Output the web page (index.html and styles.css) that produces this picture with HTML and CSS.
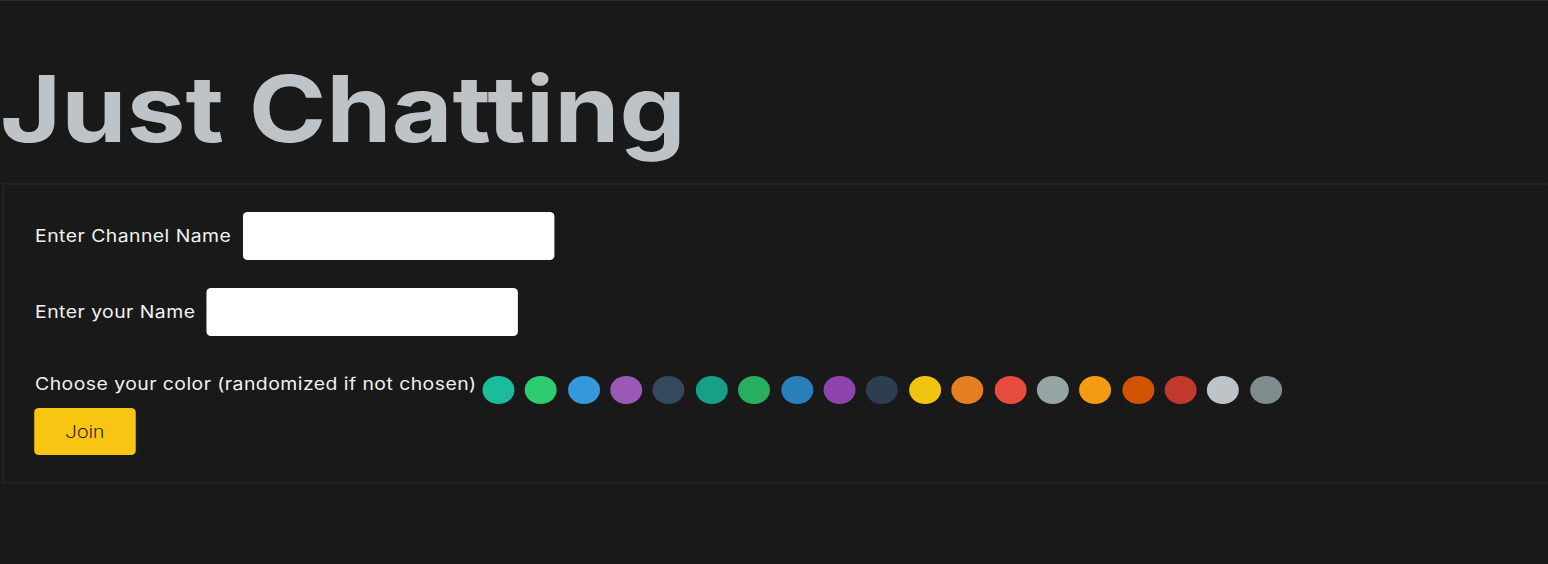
FILE: index.html
```html
<!DOCTYPE html>
<html>
<head>
<meta charset="utf-8">
<link rel="stylesheet" href="styles.css">
</head>
<body>
<div class="stage">
  <h1 class="title">Just Chatting</h1>
  <div class="panel">
    <div class="row">
      <label class="label">Enter Channel Name</label>
      <input class="field" type="text">
    </div>
    <div class="row">
      <label class="label">Enter your Name</label>
      <input class="field" type="text">
    </div>
    <div class="color-row">
      <span class="label">Choose your color (randomized if not chosen)</span>
      <div class="swatches">
        <span class="dot c1"></span><span class="dot c2"></span><span class="dot c3"></span><span class="dot c4"></span><span class="dot c5"></span><span class="dot c6"></span><span class="dot c7"></span><span class="dot c8"></span><span class="dot c9"></span><span class="dot c10"></span><span class="dot c11"></span><span class="dot c12"></span><span class="dot c13"></span><span class="dot c14"></span><span class="dot c15"></span><span class="dot c16"></span><span class="dot c17"></span><span class="dot c18"></span><span class="dot c19"></span>
      </div>
    </div>
    <button class="join">Join</button>
  </div>
</div>
</body>
</html>
```
FILE: styles.css
```css
html, body {
  margin: 0;
  background: #191919;
  overflow: hidden;
}
body {
  border-top: 1px solid #2a2b36;
  min-height: 563px;
}
.stage {
  width: 1357px;
  transform: scaleX(1.1407);
  transform-origin: 0 0;
}
.title {
  margin: 62px 0 28px 0;
  font-family: "Inter", "Liberation Sans", sans-serif;
  font-weight: 700;
  font-size: 92px;
  line-height: 1;
  color: #bdc3c7;
}
.panel {
  margin-left: 1.75px;
  border: 2px solid #222222;
  border-right: none;
  padding: 27px 0 27px 27px;
  display: flex;
  flex-direction: column;
  align-items: flex-start;
}
.row {
  display: flex;
  align-items: center;
  gap: 10px;
  margin-bottom: 28px;
}
.label {
  font-family: "Inter", "Liberation Sans", sans-serif;
  font-size: 17px;
  line-height: 20px;
  letter-spacing: 0.4px;
  color: #f2f2f2;
}
.field {
  width: 273px;
  height: 48px;
  box-sizing: border-box;
  border: none;
  border-radius: 4px;
  background: #ffffff;
  margin: 0;
}
.color-row {
  display: flex;
  align-items: flex-start;
  margin-top: 10px;
}
.swatches {
  display: flex;
  gap: 9.4px;
  margin-left: 5px;
  margin-top: 2px;
}
.dot {
  width: 28px;
  height: 28px;
  border-radius: 50%;
  display: block;
}
.c1 { background: #1abc9c; }
.c2 { background: #2ecc71; }
.c3 { background: #3498db; }
.c4 { background: #9b59b6; }
.c5 { background: #34495e; }
.c6 { background: #16a085; }
.c7 { background: #27ae60; }
.c8 { background: #2980b9; }
.c9 { background: #8e44ad; }
.c10 { background: #2c3e50; }
.c11 { background: #f1c40f; }
.c12 { background: #e67e22; }
.c13 { background: #e74c3c; }
.c14 { background: #95a5a6; }
.c15 { background: #f39c12; }
.c16 { background: #d35400; }
.c17 { background: #c0392b; }
.c18 { background: #bdc3c7; }
.c19 { background: #7f8c8d; }
.join {
  margin-top: 4px;
  margin-left: -1px;
  width: 89.5px;
  height: 47px;
  border: none;
  border-radius: 4px;
  background: #f9c513;
  color: #1e1e1e;
  font-family: "Roboto", "Liberation Sans", sans-serif;
  font-weight: 300;
  font-size: 18px;
}
```
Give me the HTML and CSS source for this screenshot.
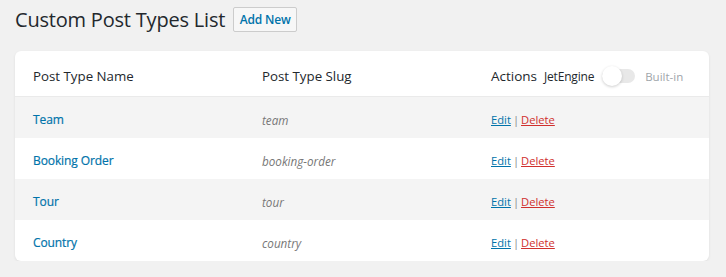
FILE: index.html
```html
<!DOCTYPE html>
<html>
<head>
<meta charset="utf-8">
<link rel="stylesheet" href="styles.css">
</head>
<body>
<div class="wrap">
  <div class="head">
    <h1 class="title">Custom Post Types List</h1>
    <a class="btn">Add New</a>
  </div>
  <div class="card">
    <div class="row thead">
      <div class="cell">Post Type Name</div>
      <div class="cell">Post Type Slug</div>
      <div class="cell actions-h">
        <span class="actions-label">Actions</span>
        <span class="je">JetEngine</span>
        <span class="toggle"><span class="knob"></span></span>
        <span class="builtin">Built-in</span>
      </div>
    </div>
    <div class="row alt">
      <div class="cell"><a class="name">Team</a></div>
      <div class="cell slug">team</div>
      <div class="cell acts"><a class="edit">Edit</a><span class="sep">|</span><a class="del">Delete</a></div>
    </div>
    <div class="row">
      <div class="cell"><a class="name">Booking Order</a></div>
      <div class="cell slug">booking-order</div>
      <div class="cell acts"><a class="edit">Edit</a><span class="sep">|</span><a class="del">Delete</a></div>
    </div>
    <div class="row alt">
      <div class="cell"><a class="name">Tour</a></div>
      <div class="cell slug">tour</div>
      <div class="cell acts"><a class="edit">Edit</a><span class="sep">|</span><a class="del">Delete</a></div>
    </div>
    <div class="row last">
      <div class="cell"><a class="name">Country</a></div>
      <div class="cell slug">country</div>
      <div class="cell acts"><a class="edit">Edit</a><span class="sep">|</span><a class="del">Delete</a></div>
    </div>
  </div>
</div>
</body>
</html>
```
FILE: styles.css
```css
html, body {
  margin: 0;
  padding: 0;
  background: #f1f1f1;
}
body {
  font-family: "Open Sans", "Noto Sans", sans-serif;
  color: #23282d;
}
.wrap {
  padding: 7px 17px 0 15px;
}
.head {
  display: flex;
  align-items: center;
  gap: 8px;
  height: 25px;
}
.title {
  margin: 0;
  font-size: 20px;
  font-weight: 400;
  letter-spacing: -0.2px;
  color: #23282d;
  line-height: 25px;
}
.btn {
  display: inline-flex;
  align-items: center;
  justify-content: center;
  box-sizing: border-box;
  width: 64px;
  height: 25px;
  border: 1px solid #ccc;
  border-radius: 2px;
  background: #f7f7f7;
  color: #0073aa;
  font-size: 12px;
  font-weight: 600;
  letter-spacing: -0.2px;
}
.card {
  margin-top: 19px;
  background: #fff;
  border-radius: 6px;
  box-shadow: 0 1px 3px rgba(0,0,0,0.08);
  overflow: hidden;
}
.row {
  display: grid;
  grid-template-columns: 229px 229px 1fr;
  height: 41px;
  align-items: center;
}
.row.alt {
  background: #f4f4f4;
}
.thead {
  border-bottom: 1px solid #eaeaea;
  padding-top: 5px;
  box-sizing: content-box;
  height: 40px;
}
.cell {
  padding-left: 18px;
  padding-top: 4px;
  font-size: 12px;
  white-space: nowrap;
}
.thead .cell {
  font-size: 13.3px;
  padding-top: 0;
  color: #23282d;
}
.actions-h {
  display: flex;
  align-items: center;
}
.actions-label {
  font-size: 13.5px;
}
.je {
  margin-left: 7px;
  font-size: 12px;
  font-weight: 500;
  letter-spacing: -0.2px;
}
.toggle {
  position: relative;
  margin-left: 8px;
  width: 33px;
  height: 14px;
  border-radius: 7px;
  background: #e8e8e8;
}
.knob {
  position: absolute;
  left: 0;
  top: -3px;
  width: 20px;
  height: 20px;
  border-radius: 50%;
  background: #fff;
  box-shadow: 0 1px 3px rgba(0,0,0,0.2);
}
.builtin {
  margin-left: 10px;
  font-size: 11.5px;
  font-weight: 500;
  color: #a0a5aa;
}
.name {
  color: #0073aa;
  font-weight: 500;
  font-size: 12px;
  letter-spacing: -0.1px;
  -webkit-text-stroke: 0.2px #0073aa;
}
.slug {
  font-style: italic;
  color: #777;
  font-size: 11.7px;
}
.acts {
  font-size: 11.2px;
}
.edit, .del {
  text-decoration: underline;
}
.edit { color: #0073aa; }
.del { color: #d0302d; }
.sep { color: #888; margin: 0 2px; }
```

* _Aim of the task_
Using the records above, retype everything exactly except the pictures.

* _Worked solution_
Output the web page (index.html and styles.css) that produces this picture with HTML and CSS.
FILE: index.html
```html
<!DOCTYPE html>
<html>
<head>
<meta charset="utf-8">
<link rel="stylesheet" href="styles.css">
</head>
<body>
<div class="stage">
  <h1 class="title">Just Chatting</h1>
  <div class="panel">
    <div class="row">
      <label class="label">Enter Channel Name</label>
      <input class="field" type="text">
    </div>
    <div class="row">
      <label class="label">Enter your Name</label>
      <input class="field" type="text">
    </div>
    <div class="color-row">
      <span class="label">Choose your color (randomized if not chosen)</span>
      <div class="swatches">
        <span class="dot c1"></span><span class="dot c2"></span><span class="dot c3"></span><span class="dot c4"></span><span class="dot c5"></span><span class="dot c6"></span><span class="dot c7"></span><span class="dot c8"></span><span class="dot c9"></span><span class="dot c10"></span><span class="dot c11"></span><span class="dot c12"></span><span class="dot c13"></span><span class="dot c14"></span><span class="dot c15"></span><span class="dot c16"></span><span class="dot c17"></span><span class="dot c18"></span><span class="dot c19"></span>
      </div>
    </div>
    <button class="join">Join</button>
  </div>
</div>
</body>
</html>
```
FILE: styles.css
```css
html, body {
  margin: 0;
  background: #191919;
  overflow: hidden;
}
body {
  border-top: 1px solid #2a2b36;
  min-height: 563px;
}
.stage {
  width: 1357px;
  transform: scaleX(1.1407);
  transform-origin: 0 0;
}
.title {
  margin: 62px 0 28px 0;
  font-family: "Inter", "Liberation Sans", sans-serif;
  font-weight: 700;
  font-size: 92px;
  line-height: 1;
  color: #bdc3c7;
}
.panel {
  margin-left: 1.75px;
  border: 2px solid #222222;
  border-right: none;
  padding: 27px 0 27px 27px;
  display: flex;
  flex-direction: column;
  align-items: flex-start;
}
.row {
  display: flex;
  align-items: center;
  gap: 10px;
  margin-bottom: 28px;
}
.label {
  font-family: "Inter", "Liberation Sans", sans-serif;
  font-size: 17px;
  line-height: 20px;
  letter-spacing: 0.4px;
  color: #f2f2f2;
}
.field {
  width: 273px;
  height: 48px;
  box-sizing: border-box;
  border: none;
  border-radius: 4px;
  background: #ffffff;
  margin: 0;
}
.color-row {
  display: flex;
  align-items: flex-start;
  margin-top: 10px;
}
.swatches {
  display: flex;
  gap: 9.4px;
  margin-left: 5px;
  margin-top: 2px;
}
.dot {
  width: 28px;
  height: 28px;
  border-radius: 50%;
  display: block;
}
.c1 { background: #1abc9c; }
.c2 { background: #2ecc71; }
.c3 { background: #3498db; }
.c4 { background: #9b59b6; }
.c5 { background: #34495e; }
.c6 { background: #16a085; }
.c7 { background: #27ae60; }
.c8 { background: #2980b9; }
.c9 { background: #8e44ad; }
.c10 { background: #2c3e50; }
.c11 { background: #f1c40f; }
.c12 { background: #e67e22; }
.c13 { background: #e74c3c; }
.c14 { background: #95a5a6; }
.c15 { background: #f39c12; }
.c16 { background: #d35400; }
.c17 { background: #c0392b; }
.c18 { background: #bdc3c7; }
.c19 { background: #7f8c8d; }
.join {
  margin-top: 4px;
  margin-left: -1px;
  width: 89.5px;
  height: 47px;
  border: none;
  border-radius: 4px;
  background: #f9c513;
  color: #1e1e1e;
  font-family: "Roboto", "Liberation Sans", sans-serif;
  font-weight: 300;
  font-size: 18px;
}
```
Give me the HTML and CSS source for this screenshot.
FILE: index.html
```html
<!DOCTYPE html>
<html>
<head>
<meta charset="utf-8">
<link rel="stylesheet" href="styles.css">
</head>
<body>
<div class="wrap">
  <div class="head">
    <h1 class="title">Custom Post Types List</h1>
    <a class="btn">Add New</a>
  </div>
  <div class="card">
    <div class="row thead">
      <div class="cell">Post Type Name</div>
      <div class="cell">Post Type Slug</div>
      <div class="cell actions-h">
        <span class="actions-label">Actions</span>
        <span class="je">JetEngine</span>
        <span class="toggle"><span class="knob"></span></span>
        <span class="builtin">Built-in</span>
      </div>
    </div>
    <div class="row alt">
      <div class="cell"><a class="name">Team</a></div>
      <div class="cell slug">team</div>
      <div class="cell acts"><a class="edit">Edit</a><span class="sep">|</span><a class="del">Delete</a></div>
    </div>
    <div class="row">
      <div class="cell"><a class="name">Booking Order</a></div>
      <div class="cell slug">booking-order</div>
      <div class="cell acts"><a class="edit">Edit</a><span class="sep">|</span><a class="del">Delete</a></div>
    </div>
    <div class="row alt">
      <div class="cell"><a class="name">Tour</a></div>
      <div class="cell slug">tour</div>
      <div class="cell acts"><a class="edit">Edit</a><span class="sep">|</span><a class="del">Delete</a></div>
    </div>
    <div class="row last">
      <div class="cell"><a class="name">Country</a></div>
      <div class="cell slug">country</div>
      <div class="cell acts"><a class="edit">Edit</a><span class="sep">|</span><a class="del">Delete</a></div>
    </div>
  </div>
</div>
</body>
</html>
```
FILE: styles.css
```css
html, body {
  margin: 0;
  padding: 0;
  background: #f1f1f1;
}
body {
  font-family: "Open Sans", "Noto Sans", sans-serif;
  color: #23282d;
}
.wrap {
  padding: 7px 17px 0 15px;
}
.head {
  display: flex;
  align-items: center;
  gap: 8px;
  height: 25px;
}
.title {
  margin: 0;
  font-size: 20px;
  font-weight: 400;
  letter-spacing: -0.2px;
  color: #23282d;
  line-height: 25px;
}
.btn {
  display: inline-flex;
  align-items: center;
  justify-content: center;
  box-sizing: border-box;
  width: 64px;
  height: 25px;
  border: 1px solid #ccc;
  border-radius: 2px;
  background: #f7f7f7;
  color: #0073aa;
  font-size: 12px;
  font-weight: 600;
  letter-spacing: -0.2px;
}
.card {
  margin-top: 19px;
  background: #fff;
  border-radius: 6px;
  box-shadow: 0 1px 3px rgba(0,0,0,0.08);
  overflow: hidden;
}
.row {
  display: grid;
  grid-template-columns: 229px 229px 1fr;
  height: 41px;
  align-items: center;
}
.row.alt {
  background: #f4f4f4;
}
.thead {
  border-bottom: 1px solid #eaeaea;
  padding-top: 5px;
  box-sizing: content-box;
  height: 40px;
}
.cell {
  padding-left: 18px;
  padding-top: 4px;
  font-size: 12px;
  white-space: nowrap;
}
.thead .cell {
  font-size: 13.3px;
  padding-top: 0;
  color: #23282d;
}
.actions-h {
  display: flex;
  align-items: center;
}
.actions-label {
  font-size: 13.5px;
}
.je {
  margin-left: 7px;
  font-size: 12px;
  font-weight: 500;
  letter-spacing: -0.2px;
}
.toggle {
  position: relative;
  margin-left: 8px;
  width: 33px;
  height: 14px;
  border-radius: 7px;
  background: #e8e8e8;
}
.knob {
  position: absolute;
  left: 0;
  top: -3px;
  width: 20px;
  height: 20px;
  border-radius: 50%;
  background: #fff;
  box-shadow: 0 1px 3px rgba(0,0,0,0.2);
}
.builtin {
  margin-left: 10px;
  font-size: 11.5px;
  font-weight: 500;
  color: #a0a5aa;
}
.name {
  color: #0073aa;
  font-weight: 500;
  font-size: 12px;
  letter-spacing: -0.1px;
  -webkit-text-stroke: 0.2px #0073aa;
}
.slug {
  font-style: italic;
  color: #777;
  font-size: 11.7px;
}
.acts {
  font-size: 11.2px;
}
.edit, .del {
  text-decoration: underline;
}
.edit { color: #0073aa; }
.del { color: #d0302d; }
.sep { color: #888; margin: 0 2px; }
```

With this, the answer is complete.